▶
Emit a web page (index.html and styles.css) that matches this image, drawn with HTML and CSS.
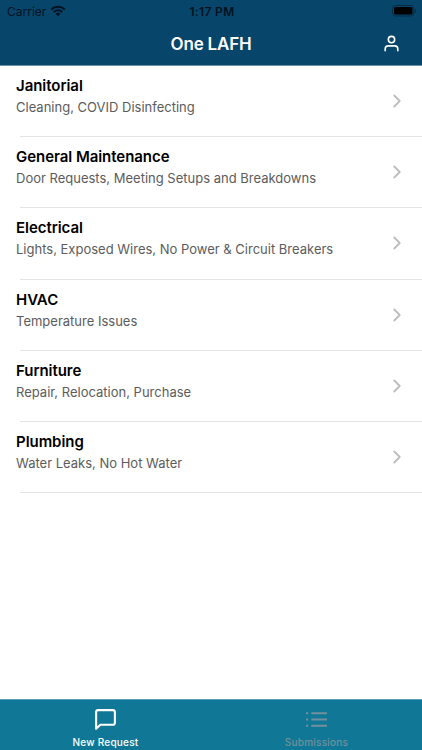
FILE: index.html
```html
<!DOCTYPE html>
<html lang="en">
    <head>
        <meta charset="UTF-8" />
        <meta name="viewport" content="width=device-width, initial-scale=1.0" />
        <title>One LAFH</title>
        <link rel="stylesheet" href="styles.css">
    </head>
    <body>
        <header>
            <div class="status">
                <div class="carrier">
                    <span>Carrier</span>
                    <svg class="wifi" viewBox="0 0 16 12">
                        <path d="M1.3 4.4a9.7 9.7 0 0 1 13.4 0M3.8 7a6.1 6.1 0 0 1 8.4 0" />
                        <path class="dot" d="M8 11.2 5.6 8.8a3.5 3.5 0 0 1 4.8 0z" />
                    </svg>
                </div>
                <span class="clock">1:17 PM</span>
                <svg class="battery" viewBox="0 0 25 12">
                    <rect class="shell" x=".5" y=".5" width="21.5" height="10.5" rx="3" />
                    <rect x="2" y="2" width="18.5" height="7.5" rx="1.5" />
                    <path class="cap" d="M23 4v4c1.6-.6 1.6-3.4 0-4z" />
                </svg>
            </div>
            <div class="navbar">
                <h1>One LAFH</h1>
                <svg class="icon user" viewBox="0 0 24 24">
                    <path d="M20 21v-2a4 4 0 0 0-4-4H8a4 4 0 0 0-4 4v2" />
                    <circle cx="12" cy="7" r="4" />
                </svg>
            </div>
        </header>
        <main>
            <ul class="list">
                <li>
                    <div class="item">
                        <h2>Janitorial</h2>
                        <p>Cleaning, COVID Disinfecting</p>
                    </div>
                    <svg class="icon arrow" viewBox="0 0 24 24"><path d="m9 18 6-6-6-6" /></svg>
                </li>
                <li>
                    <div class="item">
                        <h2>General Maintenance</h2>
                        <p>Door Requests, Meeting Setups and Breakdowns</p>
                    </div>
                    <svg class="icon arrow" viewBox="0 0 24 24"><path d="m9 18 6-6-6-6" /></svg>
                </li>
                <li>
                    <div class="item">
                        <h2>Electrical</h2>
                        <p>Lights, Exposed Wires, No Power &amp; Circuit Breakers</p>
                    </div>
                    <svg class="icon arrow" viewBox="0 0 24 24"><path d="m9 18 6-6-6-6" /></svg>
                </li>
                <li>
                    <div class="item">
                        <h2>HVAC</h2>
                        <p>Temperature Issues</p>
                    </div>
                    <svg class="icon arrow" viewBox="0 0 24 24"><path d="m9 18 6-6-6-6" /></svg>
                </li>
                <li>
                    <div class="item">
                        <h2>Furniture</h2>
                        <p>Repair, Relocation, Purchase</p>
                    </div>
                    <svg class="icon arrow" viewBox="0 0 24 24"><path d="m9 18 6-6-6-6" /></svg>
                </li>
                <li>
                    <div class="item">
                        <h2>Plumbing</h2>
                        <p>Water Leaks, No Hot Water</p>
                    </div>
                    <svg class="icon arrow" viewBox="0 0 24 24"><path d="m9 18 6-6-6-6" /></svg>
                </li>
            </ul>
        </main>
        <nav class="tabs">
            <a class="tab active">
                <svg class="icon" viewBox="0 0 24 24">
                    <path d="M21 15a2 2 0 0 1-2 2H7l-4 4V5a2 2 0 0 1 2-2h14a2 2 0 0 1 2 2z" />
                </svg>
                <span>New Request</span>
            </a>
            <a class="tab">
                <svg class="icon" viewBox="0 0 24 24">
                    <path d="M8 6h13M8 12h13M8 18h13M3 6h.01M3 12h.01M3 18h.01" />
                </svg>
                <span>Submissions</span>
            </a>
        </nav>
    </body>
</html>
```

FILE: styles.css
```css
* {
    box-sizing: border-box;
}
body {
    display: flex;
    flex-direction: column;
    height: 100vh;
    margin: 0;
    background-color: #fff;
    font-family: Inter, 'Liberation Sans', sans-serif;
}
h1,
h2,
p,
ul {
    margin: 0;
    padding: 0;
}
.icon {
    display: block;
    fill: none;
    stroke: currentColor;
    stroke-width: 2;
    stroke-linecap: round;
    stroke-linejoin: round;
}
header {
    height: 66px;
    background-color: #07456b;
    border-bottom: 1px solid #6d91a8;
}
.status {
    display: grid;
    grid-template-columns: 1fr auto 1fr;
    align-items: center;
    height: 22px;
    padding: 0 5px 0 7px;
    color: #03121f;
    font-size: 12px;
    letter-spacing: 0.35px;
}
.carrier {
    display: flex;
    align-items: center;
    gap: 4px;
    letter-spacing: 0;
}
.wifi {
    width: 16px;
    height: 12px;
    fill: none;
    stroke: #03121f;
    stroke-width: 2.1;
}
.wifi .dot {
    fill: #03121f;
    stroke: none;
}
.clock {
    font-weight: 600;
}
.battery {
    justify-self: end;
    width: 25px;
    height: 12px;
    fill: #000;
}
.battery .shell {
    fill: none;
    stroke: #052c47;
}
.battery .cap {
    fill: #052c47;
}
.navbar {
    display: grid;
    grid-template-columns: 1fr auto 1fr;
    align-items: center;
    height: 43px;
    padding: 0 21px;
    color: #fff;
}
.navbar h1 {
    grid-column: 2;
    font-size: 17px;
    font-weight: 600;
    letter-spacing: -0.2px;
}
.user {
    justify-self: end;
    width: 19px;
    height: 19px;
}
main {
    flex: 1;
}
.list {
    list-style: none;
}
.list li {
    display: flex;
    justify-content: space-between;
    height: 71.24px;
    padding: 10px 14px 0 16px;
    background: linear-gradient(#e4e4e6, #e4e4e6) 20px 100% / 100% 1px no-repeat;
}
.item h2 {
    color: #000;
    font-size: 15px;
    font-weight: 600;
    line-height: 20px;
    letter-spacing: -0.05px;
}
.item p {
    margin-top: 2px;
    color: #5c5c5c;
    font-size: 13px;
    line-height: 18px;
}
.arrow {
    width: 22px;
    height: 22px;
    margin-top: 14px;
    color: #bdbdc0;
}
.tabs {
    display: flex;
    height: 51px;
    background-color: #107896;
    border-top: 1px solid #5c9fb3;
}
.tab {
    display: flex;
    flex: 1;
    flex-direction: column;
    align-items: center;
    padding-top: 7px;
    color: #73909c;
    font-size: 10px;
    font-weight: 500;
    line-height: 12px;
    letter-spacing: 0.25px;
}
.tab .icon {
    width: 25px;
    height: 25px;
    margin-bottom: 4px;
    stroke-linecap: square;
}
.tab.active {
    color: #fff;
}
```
◀
Omit the pictures and give the material again, exactly and in full.

Emit a web page (index.html and styles.css) that matches this image, drawn with HTML and CSS.
FILE: index.html
```html
<!DOCTYPE html>
<html lang="en">
    <head>
        <meta charset="UTF-8" />
        <meta name="viewport" content="width=device-width, initial-scale=1.0" />
        <title>One LAFH</title>
        <link rel="stylesheet" href="styles.css">
    </head>
    <body>
        <header>
            <div class="status">
                <div class="carrier">
                    <span>Carrier</span>
                    <svg class="wifi" viewBox="0 0 16 12">
                        <path d="M1.3 4.4a9.7 9.7 0 0 1 13.4 0M3.8 7a6.1 6.1 0 0 1 8.4 0" />
                        <path class="dot" d="M8 11.2 5.6 8.8a3.5 3.5 0 0 1 4.8 0z" />
                    </svg>
                </div>
                <span class="clock">1:17 PM</span>
                <svg class="battery" viewBox="0 0 25 12">
                    <rect class="shell" x=".5" y=".5" width="21.5" height="10.5" rx="3" />
                    <rect x="2" y="2" width="18.5" height="7.5" rx="1.5" />
                    <path class="cap" d="M23 4v4c1.6-.6 1.6-3.4 0-4z" />
                </svg>
            </div>
            <div class="navbar">
                <h1>One LAFH</h1>
                <svg class="icon user" viewBox="0 0 24 24">
                    <path d="M20 21v-2a4 4 0 0 0-4-4H8a4 4 0 0 0-4 4v2" />
                    <circle cx="12" cy="7" r="4" />
                </svg>
            </div>
        </header>
        <main>
            <ul class="list">
                <li>
                    <div class="item">
                        <h2>Janitorial</h2>
                        <p>Cleaning, COVID Disinfecting</p>
                    </div>
                    <svg class="icon arrow" viewBox="0 0 24 24"><path d="m9 18 6-6-6-6" /></svg>
                </li>
                <li>
                    <div class="item">
                        <h2>General Maintenance</h2>
                        <p>Door Requests, Meeting Setups and Breakdowns</p>
                    </div>
                    <svg class="icon arrow" viewBox="0 0 24 24"><path d="m9 18 6-6-6-6" /></svg>
                </li>
                <li>
                    <div class="item">
                        <h2>Electrical</h2>
                        <p>Lights, Exposed Wires, No Power &amp; Circuit Breakers</p>
                    </div>
                    <svg class="icon arrow" viewBox="0 0 24 24"><path d="m9 18 6-6-6-6" /></svg>
                </li>
                <li>
                    <div class="item">
                        <h2>HVAC</h2>
                        <p>Temperature Issues</p>
                    </div>
                    <svg class="icon arrow" viewBox="0 0 24 24"><path d="m9 18 6-6-6-6" /></svg>
                </li>
                <li>
                    <div class="item">
                        <h2>Furniture</h2>
                        <p>Repair, Relocation, Purchase</p>
                    </div>
                    <svg class="icon arrow" viewBox="0 0 24 24"><path d="m9 18 6-6-6-6" /></svg>
                </li>
                <li>
                    <div class="item">
                        <h2>Plumbing</h2>
                        <p>Water Leaks, No Hot Water</p>
                    </div>
                    <svg class="icon arrow" viewBox="0 0 24 24"><path d="m9 18 6-6-6-6" /></svg>
                </li>
            </ul>
        </main>
        <nav class="tabs">
            <a class="tab active">
                <svg class="icon" viewBox="0 0 24 24">
                    <path d="M21 15a2 2 0 0 1-2 2H7l-4 4V5a2 2 0 0 1 2-2h14a2 2 0 0 1 2 2z" />
                </svg>
                <span>New Request</span>
            </a>
            <a class="tab">
                <svg class="icon" viewBox="0 0 24 24">
                    <path d="M8 6h13M8 12h13M8 18h13M3 6h.01M3 12h.01M3 18h.01" />
                </svg>
                <span>Submissions</span>
            </a>
        </nav>
    </body>
</html>
```

FILE: styles.css
```css
* {
    box-sizing: border-box;
}
body {
    display: flex;
    flex-direction: column;
    height: 100vh;
    margin: 0;
    background-color: #fff;
    font-family: Inter, 'Liberation Sans', sans-serif;
}
h1,
h2,
p,
ul {
    margin: 0;
    padding: 0;
}
.icon {
    display: block;
    fill: none;
    stroke: currentColor;
    stroke-width: 2;
    stroke-linecap: round;
    stroke-linejoin: round;
}
header {
    height: 66px;
    background-color: #07456b;
    border-bottom: 1px solid #6d91a8;
}
.status {
    display: grid;
    grid-template-columns: 1fr auto 1fr;
    align-items: center;
    height: 22px;
    padding: 0 5px 0 7px;
    color: #03121f;
    font-size: 12px;
    letter-spacing: 0.35px;
}
.carrier {
    display: flex;
    align-items: center;
    gap: 4px;
    letter-spacing: 0;
}
.wifi {
    width: 16px;
    height: 12px;
    fill: none;
    stroke: #03121f;
    stroke-width: 2.1;
}
.wifi .dot {
    fill: #03121f;
    stroke: none;
}
.clock {
    font-weight: 600;
}
.battery {
    justify-self: end;
    width: 25px;
    height: 12px;
    fill: #000;
}
.battery .shell {
    fill: none;
    stroke: #052c47;
}
.battery .cap {
    fill: #052c47;
}
.navbar {
    display: grid;
    grid-template-columns: 1fr auto 1fr;
    align-items: center;
    height: 43px;
    padding: 0 21px;
    color: #fff;
}
.navbar h1 {
    grid-column: 2;
    font-size: 17px;
    font-weight: 600;
    letter-spacing: -0.2px;
}
.user {
    justify-self: end;
    width: 19px;
    height: 19px;
}
main {
    flex: 1;
}
.list {
    list-style: none;
}
.list li {
    display: flex;
    justify-content: space-between;
    height: 71.24px;
    padding: 10px 14px 0 16px;
    background: linear-gradient(#e4e4e6, #e4e4e6) 20px 100% / 100% 1px no-repeat;
}
.item h2 {
    color: #000;
    font-size: 15px;
    font-weight: 600;
    line-height: 20px;
    letter-spacing: -0.05px;
}
.item p {
    margin-top: 2px;
    color: #5c5c5c;
    font-size: 13px;
    line-height: 18px;
}
.arrow {
    width: 22px;
    height: 22px;
    margin-top: 14px;
    color: #bdbdc0;
}
.tabs {
    display: flex;
    height: 51px;
    background-color: #107896;
    border-top: 1px solid #5c9fb3;
}
.tab {
    display: flex;
    flex: 1;
    flex-direction: column;
    align-items: center;
    padding-top: 7px;
    color: #73909c;
    font-size: 10px;
    font-weight: 500;
    line-height: 12px;
    letter-spacing: 0.25px;
}
.tab .icon {
    width: 25px;
    height: 25px;
    margin-bottom: 4px;
    stroke-linecap: square;
}
.tab.active {
    color: #fff;
}
```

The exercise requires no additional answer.